Moving out and up
My first home was actually owned by my parents. They didn’t make that mistake again for another decade. You see, one of the perks of railway employment (for the fortunate ones) involved housing provided as part of the the “package”. The station agent would bid on a better job, based on seniority, and take whatever was offered. And so, by the time of my third birthday, we had moved. Down the line. Into the next village, which also came with a store big enough to sell tea by the box.
I remember that detail only because my father brought home an empty wooden crate, lined with tinfoil and heavily scented with Orange Pekoe. I could sit inside that box and inhale the vapours. In fact, the box moved with us, several times. Our new home was an upstairs apartment, over the waiting room and the freight shed. Trains came really close to the windows; after asking my mother for details, she told me that I used to hide from the brouhaha. Perhaps inside the tea crate.

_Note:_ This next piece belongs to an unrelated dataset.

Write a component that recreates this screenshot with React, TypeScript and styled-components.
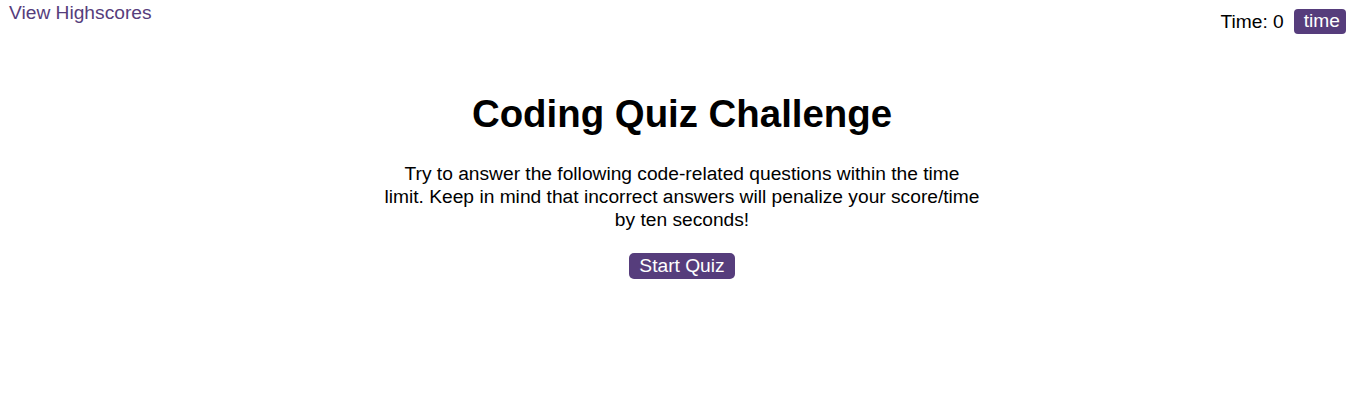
import React from "react";
import styled, { createGlobalStyle } from "styled-components";

const Global = createGlobalStyle`
  html, body { margin: 0; padding: 0; background: #fff; }
  body { font-family: "Liberation Sans", Arial, sans-serif; color: #000; font-size: 19.2px; }
`;

const Header = styled.header`
  display: flex;
  justify-content: space-between;
  align-items: flex-start;
`;

const Link = styled.a`
  color: #563d7c;
  text-decoration: none;
  padding: 2px 9px;
  cursor: pointer;
`;

const Timer = styled.div`
  display: flex;
  align-items: center;
  gap: 10px;
  padding-top: 9px;
`;

const Badge = styled.span`
  background: #563d7c;
  color: #fff;
  border-radius: 4px;
  padding: 1px 6px 2px 10px;
`;

const Main = styled.main`
  display: flex;
  flex-direction: column;
  align-items: center;
  text-align: center;
  padding-left: 18px;
`;

const Title = styled.h1`
  font-size: 2em;
  font-weight: bold;
  margin: 58px 0 0;
`;

const Intro = styled.p`
  max-width: 640px;
  line-height: 23px;
  margin: 26px 0 0;
`;

const Button = styled.button`
  font-family: inherit;
  font-size: 1em;
  background: #563d7c;
  color: #fff;
  border: none;
  border-radius: 5px;
  padding: 2px 10px;
  margin-top: 22px;
  cursor: pointer;
`;

export default function App() {
  return (
    <>
      <Global />
      <Header>
        <Link>View Highscores</Link>
        <Timer>
          <span>Time: 0</span>
          <Badge>time</Badge>
        </Timer>
      </Header>
      <Main>
        <Title>Coding Quiz Challenge</Title>
        <Intro>
          Try to answer the following code-related questions within the time
          <br />
          limit. Keep in mind that incorrect answers will penalize your score/time
          <br />
          by ten seconds!
        </Intro>
        <Button>Start Quiz</Button>
      </Main>
    </>
  );
}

We had running water (cold) which was a modern convenience compared to an outside pump. And an outdoor “facility”; less modern, but memorable. Winter was cold, in those times. My guess is that we moved from house #1 to address #2 with the assistance of a neighbour with a truck. Farm country meant trucks that were available when harvest wasn’t underway. We stayed there for another couple of years, and my first buddy (with a name) lived just across the road. I think we went on a sled together.